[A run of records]
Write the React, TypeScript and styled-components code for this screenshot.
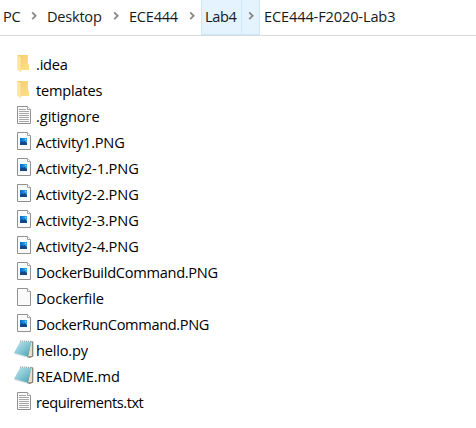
import React from "react";
import styled, { createGlobalStyle } from "styled-components";

const GlobalStyle = createGlobalStyle`
  * { box-sizing: border-box; }
  body { margin: 0; background: #fff; color: #000; font-family: "Open Sans", "Noto Sans", sans-serif; font-size: 14.6px; }
`;

const Window = styled.main`
  width: 476px;
  height: 428px;
  overflow: hidden;
  background: #fff;
`;

const AddressBar = styled.nav`
  display: flex;
  height: 36px;
  border-bottom: 1px solid #d9d9d9;
`;

const Crumb = styled.div<{ $width: number; $active?: boolean; $inset?: number; $tracking: number }>`
  flex: none;
  width: ${(p) => p.$width}px;
  height: 35px;
  padding-left: ${(p) => p.$inset ?? 4}px;
  line-height: 33px;
  white-space: nowrap;
  letter-spacing: ${(p) => p.$tracking}px;
  color: #191919;
  background: ${(p) => (p.$active ? "#e5f3ff" : "transparent")};
  border: 0 solid #cce8ff;
  border-width: ${(p) => (p.$active ? "0 0 1px 1px" : "0")};
`;

const Separator = styled.div<{ $width: number; $active?: boolean }>`
  flex: none;
  display: flex;
  justify-content: center;
  width: ${(p) => p.$width}px;
  height: 35px;
  padding-top: 11px;
  background: ${(p) => (p.$active ? "#e5f3ff" : "transparent")};
  border: 0 solid #cce8ff;
  border-width: ${(p) => (p.$active ? "0 1px 1px 1px" : "0")};
`;

const FileList = styled.ul`
  list-style: none;
  margin: 0;
  padding: 15px 0 0 16px;
`;

const FileRow = styled.li`
  display: flex;
  align-items: center;
  height: 26px;
`;

const IconSlot = styled.span`
  flex: none;
  width: 20px;
  height: 20px;
  svg { display: block; overflow: visible; }
`;

const FileName = styled.span<{ $tracking: number }>`
  line-height: 26px;
  white-space: nowrap;
  letter-spacing: ${(p) => p.$tracking}px;
`;

const Chevron = () => (
  <svg width="8" height="10" viewBox="0 0 8 10" fill="none">
    <path d="M2.2 1.4 5.6 4.8 2.2 8.2" stroke="#8a8a8a" strokeWidth="1.9" />
  </svg>
);

const FolderIcon = () => (
  <svg width="20" height="20" viewBox="0 0 20 20">
    <defs>
      <linearGradient id="folder" x1="0" y1="0" x2="1" y2="1">
        <stop offset="0" stopColor="#f2cd6b" />
        <stop offset="1" stopColor="#ffe08a" />
      </linearGradient>
    </defs>
    <path d="M1 1h11v9l1 1v5H2z" fill="url(#folder)" />
    <path d="M1 1 4.8 3.3V18L1 16z" fill="#ffe8a6" />
    <path d="M4.8 3.3V18" stroke="#f5d88c" strokeWidth=".6" />
  </svg>
);

const Sheet = () => (
  <>
    <path d="M1.5.5h10l3 3v14h-13z" fill="#fafafa" stroke="#929292" />
    <path d="M11.5.5v3h3" fill="#fff" stroke="#a5a5a5" />
  </>
);

const PageIcon = () => (
  <svg width="20" height="20" viewBox="0 0 20 20"><Sheet /></svg>
);

const TextIcon = () => (
  <svg width="20" height="20" viewBox="0 0 20 20">
    <Sheet />
    <path d="M3 3.5h7M3 5.5h10M3 7.5h10M3 9.5h10M3 11.5h10M3 13.5h10M3 15.5h10" stroke="#a8a8a8" />
  </svg>
);

const ImageIcon = () => (
  <svg width="20" height="20" viewBox="0 0 20 20">
    <defs>
      <linearGradient id="sky" x1="0" y1="0" x2="1" y2="0">
        <stop offset="0" stopColor="#0869ce" />
        <stop offset="1" stopColor="#36aee8" />
      </linearGradient>
    </defs>
    <Sheet />
    <path d="M4 6h7v7H4z" fill="url(#sky)" />
    <path d="m4 11 2-2 1.5 1 1-1 2.5 2v2H4z" fill="#174685" />
    <path d="M9 7h1v1H9z" fill="#91d5f8" />
  </svg>
);

const NotebookIcon = () => (
  <svg width="20" height="20" viewBox="0 0 20 20">
    <defs>
      <linearGradient id="cover" x1="0" y1="0" x2="1" y2="1">
        <stop offset="0" stopColor="#c4e9ee" />
        <stop offset=".55" stopColor="#7ec2d0" />
        <stop offset="1" stopColor="#3f9eb5" />
      </linearGradient>
    </defs>
    <path d="m15.5 1 1.8.8v14.7l-3.5 1.4-3-1z" fill="#7f7d70" />
    <path d="m15.2 2 .9.5v13.6l-4 .5z" fill="#e8dfca" />
    <path d="M4.2 1.5 15.3 2 11.5 17.2-2 13z" fill="url(#cover)" />
    <path d="m-2 12.7 13 3.6.4 1.2L-1.4 14z" fill="#cbd9dc" />
    <path d="m4.2 1 11.6.5" stroke="#83999a" strokeWidth="1.3" strokeDasharray="1 1" />
  </svg>
);

const icons = { folder: FolderIcon, page: PageIcon, text: TextIcon, image: ImageIcon, notebook: NotebookIcon };

const files: { name: string; kind: keyof typeof icons; tracking: number }[] = [
  { name: ".idea", kind: "folder", tracking: -0.2 },
  { name: "templates", kind: "folder", tracking: -0.2 },
  { name: ".gitignore", kind: "text", tracking: -0.05 },
  { name: "Activity1.PNG", kind: "image", tracking: -0.2 },
  { name: "Activity2-1.PNG", kind: "image", tracking: -0.1 },
  { name: "Activity2-2.PNG", kind: "image", tracking: -0.1 },
  { name: "Activity2-3.PNG", kind: "image", tracking: -0.1 },
  { name: "Activity2-4.PNG", kind: "image", tracking: -0.1 },
  { name: "DockerBuildCommand.PNG", kind: "image", tracking: -0.28 },
  { name: "Dockerfile", kind: "page", tracking: -0.07 },
  { name: "DockerRunCommand.PNG", kind: "image", tracking: -0.36 },
  { name: "hello.py", kind: "notebook", tracking: -0.2 },
  { name: "README.md", kind: "notebook", tracking: -0.07 },
  { name: "requirements.txt", kind: "text", tracking: -0.45 },
];

export default function App() {
  return (
    <Window>
      <GlobalStyle />
      <AddressBar>
        <Crumb $width={24} $inset={3} $tracking={-0.2}>PC</Crumb>
        <Separator $width={19}><Chevron /></Separator>
        <Crumb $width={63} $tracking={-0.25}>Desktop</Crumb>
        <Separator $width={19}><Chevron /></Separator>
        <Crumb $width={57} $tracking={-0.25}>ECE444</Crumb>
        <Separator $width={19}><Chevron /></Separator>
        <Crumb $width={40} $inset={3} $active $tracking={-0.35}>Lab4</Crumb>
        <Separator $width={19} $active><Chevron /></Separator>
        <Crumb $width={150} $inset={4} $tracking={-0.14}>ECE444-F2020-Lab3</Crumb>
      </AddressBar>
      <FileList>
        {files.map(({ name, kind, tracking }) => {
          const Icon = icons[kind];
          return (
            <FileRow key={name}>
              <IconSlot><Icon /></IconSlot>
              <FileName $tracking={tracking}>{name}</FileName>
            </FileRow>
          );
        })}
      </FileList>
    </Window>
  );
}
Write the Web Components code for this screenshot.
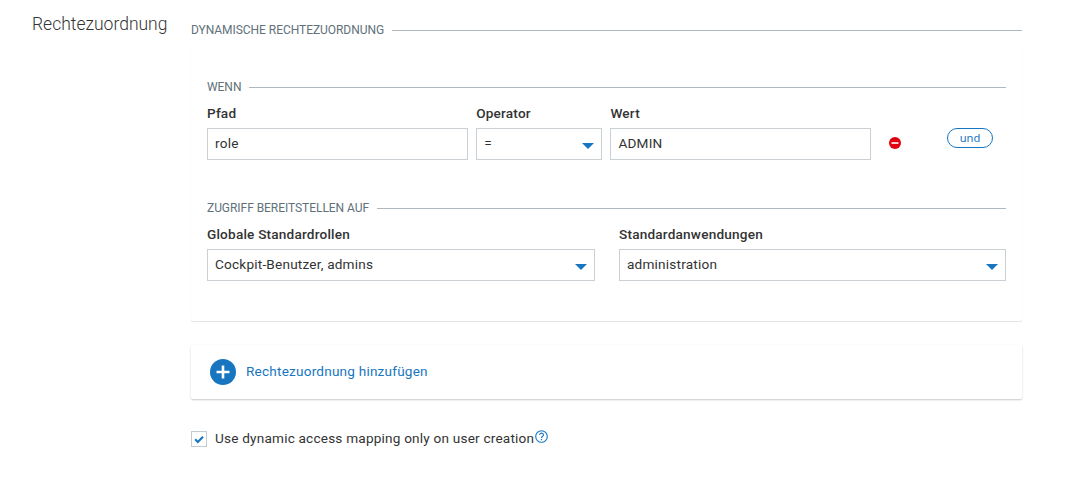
<!DOCTYPE html>
<html lang="de"><head><meta charset="utf-8"><title>Rechtezuordnung</title>
<style>
html,body{margin:0;background:#fff}
body{font:14px/20px Roboto,sans-serif;color:#333;width:1081px;height:483px;overflow:hidden}
</style></head><body>
<mapping-page></mapping-page>
<script>
class BaseElement extends HTMLElement{
  connectedCallback(){ if(!this.shadowRoot) this.attachShadow({mode:'open'}).innerHTML=this.render(); }
}
customElements.define('section-legend',class extends BaseElement{
  render(){return `<style>
  :host{display:flex;align-items:center;height:20px;gap:8px;font-size:12px;line-height:20px;letter-spacing:-.05px;color:#60717a;white-space:nowrap}
  i{flex:1;height:1px;background:#b0b8bf;margin-top:1px}
  </style><span><slot></slot></span><i></i>`}
});
customElements.define('form-field',class extends BaseElement{
  render(){return `<style>
  :host{display:block;min-width:0}
  label{display:block;height:20px;font-size:13.6px;letter-spacing:.2px;font-weight:500;line-height:20px;color:#333;margin-bottom:5px;white-space:nowrap}
  .box{box-sizing:border-box;height:32px;border:1px solid #cbd0d5;background:#fff;padding:0 7px;display:flex;justify-content:space-between;font-size:13.6px;letter-spacing:.2px;line-height:29px}
  svg{margin:14px 0 0;display:block}
  </style><label>${this.getAttribute('label')}</label><div class="box"><span><slot></slot></span>${this.hasAttribute('select')?'<svg width="12" height="6"><path d="M0 0H12L6 6Z" fill="#1776bf"/></svg>':''}</div>`}
});
customElements.define('surface-card',class extends BaseElement{
  render(){return `<style>
  :host{display:block;box-sizing:border-box;background:#fff;border-radius:2px;box-shadow:var(--shadow,0 1px 2px rgba(0,0,0,.22))}
  </style><slot></slot>`}
});
customElements.define('pill-button',class extends BaseElement{
  render(){return `<style>
  :host{display:block}
  button{display:block;box-sizing:border-box;width:46px;height:20px;margin:0;padding:0 0 1px;border:1px solid #1776bf;border-radius:10px;background:#fff;color:#1776bf;font:11.2px/17px "Noto Sans",sans-serif}
  </style><button><slot></slot></button>`}
});
customElements.define('add-action',class extends BaseElement{
  render(){return `<style>
  :host{display:flex;align-items:center;gap:10px;height:54px;padding-left:19px;box-sizing:border-box;color:#1776bf;font-size:13.6px;letter-spacing:.2px}
  span{margin-top:-2px}
  </style><svg width="26" height="26" viewBox="0 0 26 26"><circle cx="13" cy="13" r="13" fill="#1776bf"/><path d="M13 6.5V19.5M6.5 13H19.5" stroke="#fff" stroke-width="2.6"/></svg><span><slot></slot></span>`}
});
customElements.define('check-option',class extends BaseElement{
  render(){return `<style>
  :host{display:flex;height:20px;font-size:13.6px;letter-spacing:.2px;white-space:nowrap}
  .box{box-sizing:border-box;width:16px;height:16px;border:1px solid #c3cad0;margin:2px 8px 0 0}
  .box svg{display:block}
  .text{margin-top:-1px}
  .help{margin:1px 0 0 1px}
  </style><span class="box"><svg width="14" height="14" viewBox="0 0 14 14"><path d="M3.2 7.3L5.8 9.9L11 4.8" fill="none" stroke="#1776bf" stroke-width="2.1"/></svg></span><span class="text"><slot></slot></span>
  <svg class="help" width="13" height="13" viewBox="0 0 13 13" fill="none" stroke="#1776bf"><circle cx="6.5" cy="6.5" r="5.8" stroke-width="1.1"/><path d="M4.6 5.1C4.6 2.5 8.5 2.6 8.5 4.9C8.5 6.2 6.5 6.3 6.5 8" stroke-width="1.1"/><path d="M6.5 9V10.2" stroke-width="1.2"/></svg>`}
});
customElements.define('mapping-page',class extends BaseElement{
  render(){return `<style>
  :host{display:grid;grid-template-columns:159px 831px;padding:20px 0 0 32px}
  h2{margin:-7px 0 0;font-size:17.5px;font-weight:300;line-height:22px;color:#333}
  .rules{height:276px;margin-top:5px;padding:32px 16px 0;--shadow:0 1px 1px rgba(0,0,0,.11),0 0 1px rgba(0,0,0,.05)}
  .cond{display:grid;grid-template-columns:261px 126px 261px 1fr 46px;column-gap:8.2px;margin:6px 13px 0 0}
  .remove{margin:34px 0 0 9.4px}
  pill-button{margin-top:25px}
  .zugriff{margin-top:38px}
  .access{display:grid;grid-template-columns:388px 387px;column-gap:24px;margin-top:6px}
  .add{margin-top:24px}
  check-option{margin-top:30px}
  </style>
  <h2>Rechtezuordnung</h2>
  <main>
   <section-legend>DYNAMISCHE RECHTEZUORDNUNG</section-legend>
   <surface-card class="rules">
    <section-legend>WENN</section-legend>
    <div class="cond">
     <form-field label="Pfad">role</form-field>
     <form-field label="Operator" select>=</form-field>
     <form-field label="Wert">ADMIN</form-field>
     <svg class="remove" width="12" height="12" viewBox="0 0 12 12"><circle cx="6" cy="6" r="6" fill="#e3000f"/><path d="M2.5 6H9.5" stroke="#fff" stroke-width="1.6"/></svg>
     <pill-button>und</pill-button>
    </div>
    <section-legend class="zugriff">ZUGRIFF BEREITSTELLEN AUF</section-legend>
    <div class="access">
     <form-field label="Globale Standardrollen" select>Cockpit-Benutzer, admins</form-field>
     <form-field label="Standardanwendungen" select>administration</form-field>
    </div>
   </surface-card>
   <surface-card class="add"><add-action>Rechtezuordnung hinzufügen</add-action></surface-card>
   <check-option>Use dynamic access mapping only on user creation</check-option>
  </main>`}
});
</script></body></html>
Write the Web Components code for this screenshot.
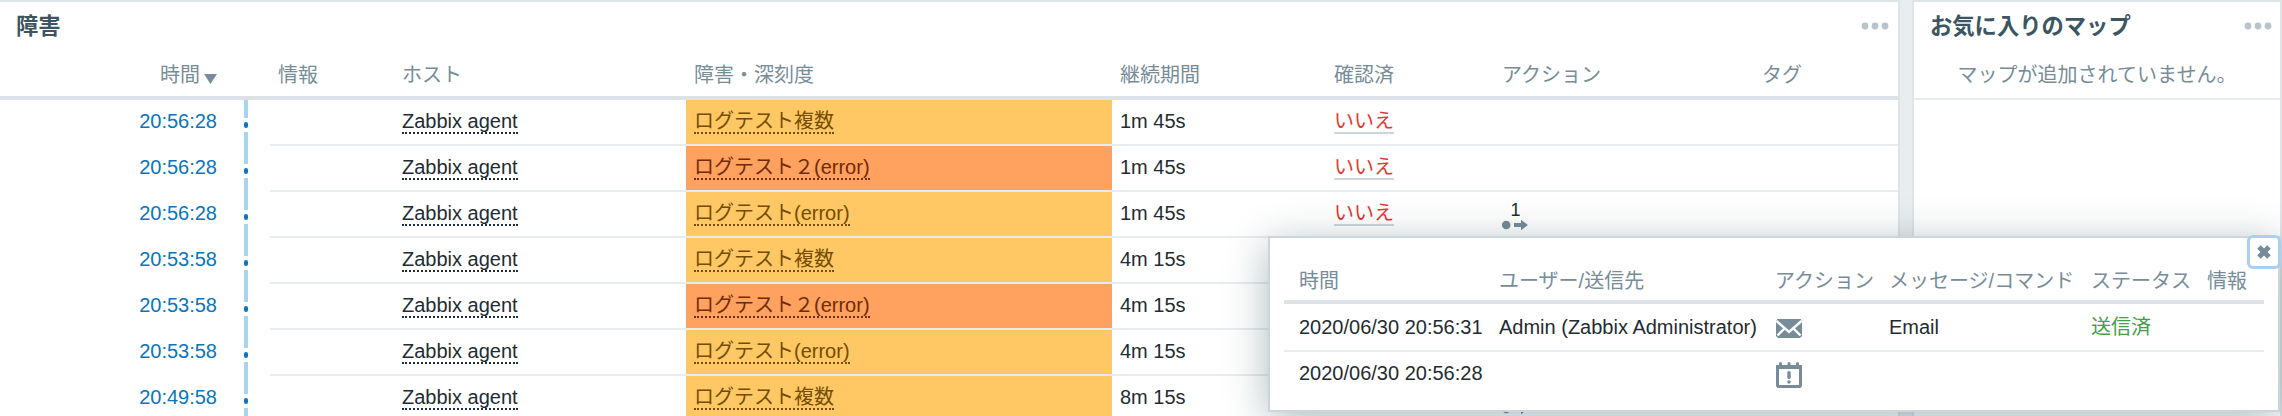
<!DOCTYPE html>
<html lang="ja">
<head>
<meta charset="utf-8">
<title>Dashboard</title>
<style>
html,body{margin:0;height:416px;overflow:hidden;background:#e9edf0}
body{font:20px/30px "Liberation Sans","Noto Sans CJK JP",sans-serif;color:#1f2c33}
</style>
</head>
<body>
<zbx-dashboard></zbx-dashboard>
<script>
const define = (name, css, html) => customElements.define(name, class extends HTMLElement {
  constructor() {
    super();
    this.attachShadow({mode: 'open'}).innerHTML = `<style>*{box-sizing:border-box}${css}</style>` + (typeof html === 'function' ? html(this) : html);
  }
});

define('zbx-menu', ':host{display:block;height:8px}svg{display:block}',
  `<svg width="28" height="8"><g fill="#b8c4cb"><circle cx="4" cy="4" r="3.4"/><circle cx="14" cy="4" r="3.4"/><circle cx="24" cy="4" r="3.4"/></g></svg>`);

define('zbx-widget',
  `:host{display:flex;flex-direction:column;box-sizing:border-box;background:#fff;border:2px solid #dfe4e7;height:440px;overflow:hidden}
   header{display:flex;justify-content:space-between;align-items:center;height:48px;flex:none;padding:0 var(--menu-pad,9px) 0 16px}
   h4{margin:0;font-size:22.3px;line-height:49px;font-weight:bold;color:#3c5563}`,
  `<header><h4><slot name="title"></slot></h4><zbx-menu></zbx-menu></header><slot></slot>`);

define('zbx-link',
  `:host{display:block;width:max-content;line-height:32px;height:29px;box-sizing:border-box;border-bottom:2px dotted currentColor;white-space:nowrap}
   :host([plain]){border-bottom:2px solid #ccd5d9;color:#e33734}`,
  `<slot></slot>`);

define('zbx-actions',
  `:host{display:block;width:26px}
   b{display:block;font-weight:normal;font-size:18px;line-height:18px;text-align:center;padding-left:1px}
   svg{display:block}`,
  `<b><slot></slot></b><svg width="26" height="12"><g fill="#768d99"><circle cx="4.200" cy="6" r="4.300"/><path d="M12 4h7V.8L26 6l-7 5.200V8h-7z"/></g></svg>`);

define('zbx-timeline',
  `:host{display:flex;flex-direction:column;align-items:stretch;width:4px;height:46px}
   i{background:#a8d5ee;flex:none}.up{height:18px}.down{height:14px}
   span{height:14px;padding-top:4px}span:before{content:"";display:block;height:6px;border-radius:2px;background:#0a75bb}`,
  `<i class="up"></i><span></span><i class="down"></i>`);

const cols = '244px 26px 124px 292px 426px 214px 168px 260px 1fr';

define('zbx-problem-head',
  `:host{display:grid;box-sizing:border-box;grid-template-columns:${cols};height:50px;flex:none;border-bottom:4px solid #dce2e6;color:#768d99;line-height:50px;white-space:nowrap}
   div{padding-left:8px;height:46px;line-height:50px}
   .t{display:flex;justify-content:flex-end;padding-right:27px;align-items:flex-start;gap:4px}
   svg{margin-top:24px}`,
  `<div class="t"><span>時間</span><svg width="13" height="10"><path d="M0 0h13L6.500 10z" fill="#768d99"/></svg></div><div></div><div>情報</div><div>ホスト</div><div>障害・深刻度</div><div>継続期間</div><div>確認済</div><div>アクション</div><div>タグ</div>`);

define('zbx-problem',
  `:host{display:grid;grid-template-columns:${cols};height:46px;flex:none;white-space:nowrap}
   div{padding:5px 0 0 8px;border-bottom:2px solid #e8ecef}
   .t,.l{border:0;padding:0}
   .t{color:#0a75bb;text-align:right;padding:6px 27px 0 0}
   .s{background:#ffc865;background-clip:padding-box;color:#734d00}
   .s.high{background:#ffa15f;background-clip:padding-box;color:#722b08}
   .d{padding-top:6px}.a{padding-top:9px}`,
  e => `<div class="t">${e.getAttribute('time')}</div><div class="l"><zbx-timeline></zbx-timeline></div><div></div><div><zbx-link>Zabbix agent</zbx-link></div><div class="s ${e.getAttribute('severity') || ''}"><zbx-link>${e.getAttribute('name')}</zbx-link></div><div class="d">${e.getAttribute('age')}</div><div><zbx-link plain>いいえ</zbx-link></div><div class="a">${e.hasAttribute('actions') ? `<zbx-actions>${e.getAttribute('actions')}</zbx-actions>` : ''}</div><div></div>`);

define('zbx-empty',
  `:host{display:block;box-sizing:border-box;height:50px;flex:none;border-bottom:2px solid #e8ecef;text-align:center;color:#768d99;line-height:50px}`,
  `<slot></slot>`);

define('zbx-icon', ':host{display:block}svg{display:block}', e => ({
  mail: `<svg width="26" height="20"><path fill="#768d99" d="M1 0h24v1l1 1v15l-2 2H2l-2-2V2l1-1z"/><path d="M.5 2L13 13 25.500 2M1.500 16.500l7-7M24.500 16.500l-7-7" fill="none" stroke="#fff" stroke-width="2.400"/></svg>`,
  event: `<svg width="26" height="26"><g fill="#768d99"><path fill-rule="evenodd" d="M0 3h26v21l-1.500 2h-23L0 24zM3 7v16h20V7z"/><rect x="3" width="3" height="5" rx="1.500"/><rect x="11.500" width="3" height="5" rx="1.500"/><rect x="20" width="3" height="5" rx="1.500"/><rect x="11.300" y="9" width="3.400" height="8" rx="1.500"/><circle cx="13" cy="20" r="1.800"/></g></svg>`,
  close: `<svg width="16" height="16"><path d="M3 3l10 10M13 3L3 13" stroke="#768d99" stroke-width="5"/></svg>`
}[e.getAttribute('name')]));

define('zbx-popup',
  `:host{position:absolute;left:1268px;top:236px;width:1012px;height:176px;box-sizing:border-box;border:2px solid #ccd5d9;background:#fff;box-shadow:0 8px 40px rgba(0,39,51,.32);padding:16px 14px}
   .r{display:grid;grid-template-columns:200px 276px 114px 202px 116px 1fr;height:48px;border-bottom:2px solid #e8ecef;white-space:nowrap;padding-left:15px;line-height:47px}
   .h{height:50px;border-bottom:4px solid #dce2e6;color:#768d99;line-height:54px}
   .last{height:46px;border:0;line-height:43px}.ok{color:#429e47}
   button{position:absolute;right:-3px;top:-3px;width:34px;height:34px;border:3px solid #a9cff3;border-radius:6px;background:#fff;padding:0;display:grid;place-items:center}`,
  `<button><zbx-icon name="close"></zbx-icon></button>
   <div class="r h"><span>時間</span><span>ユーザー/送信先</span><span>アクション</span><span>メッセージ/コマンド</span><span>ステータス</span><span>情報</span></div>
   <div class="r"><span>2020/06/30 20:56:31</span><span>Admin (Zabbix Administrator)</span><zbx-icon name="mail" style="padding:15px 0 0 1px"></zbx-icon><span>Email</span><span class="ok">送信済</span></div>
   <div class="r last"><span>2020/06/30 20:56:28</span><span></span><zbx-icon name="event" style="padding:10px 0 0 1px"></zbx-icon></div>`);

define('zbx-dashboard',
  `:host{display:grid;grid-template-columns:1902px 370px;column-gap:12px;margin-left:-2px;position:relative;height:416px;overflow:hidden}
   zbx-popup{margin-left:2px}zbx-widget + zbx-widget{--menu-pad:8px}`,
  `<zbx-widget><span slot="title">障害</span><zbx-problem-head></zbx-problem-head>
   <zbx-problem time="20:56:28" name="ログテスト複数" age="1m 45s"></zbx-problem>
   <zbx-problem time="20:56:28" name="ログテスト２(error)" severity="high" age="1m 45s"></zbx-problem>
   <zbx-problem time="20:56:28" name="ログテスト(error)" age="1m 45s" actions="1"></zbx-problem>
   <zbx-problem time="20:53:58" name="ログテスト複数" age="4m 15s"></zbx-problem>
   <zbx-problem time="20:53:58" name="ログテスト２(error)" severity="high" age="4m 15s"></zbx-problem>
   <zbx-problem time="20:53:58" name="ログテスト(error)" age="4m 15s"></zbx-problem>
   <zbx-problem time="20:49:58" name="ログテスト複数" age="8m 15s" actions="1"></zbx-problem></zbx-widget>
   <zbx-widget><span slot="title">お気に入りのマップ</span><zbx-empty>マップが追加されていません。</zbx-empty></zbx-widget>
   <zbx-popup></zbx-popup>`);
</script>
</body>
</html>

[Stated task] Pick out every line above that contains the word "this" and copy it.

[Task answer]
Write the React, TypeScript and styled-components code for this screenshot.
Write the Web Components code for this screenshot.
  connectedCallback(){ if(!this.shadowRoot) this.attachShadow({mode:'open'}).innerHTML=this.render(); }
  </style><label>${this.getAttribute('label')}</label><div class="box"><span><slot></slot></span>${this.hasAttribute('select')?'<svg width="12" height="6"><path d="M0 0H12L6 6Z" fill="#1776bf"/></svg>':''}</div>`}
Write the Web Components code for this screenshot.
    this.attachShadow({mode: 'open'}).innerHTML = `<style>*{box-sizing:border-box}${css}</style>` + (typeof html === 'function' ? html(this) : html);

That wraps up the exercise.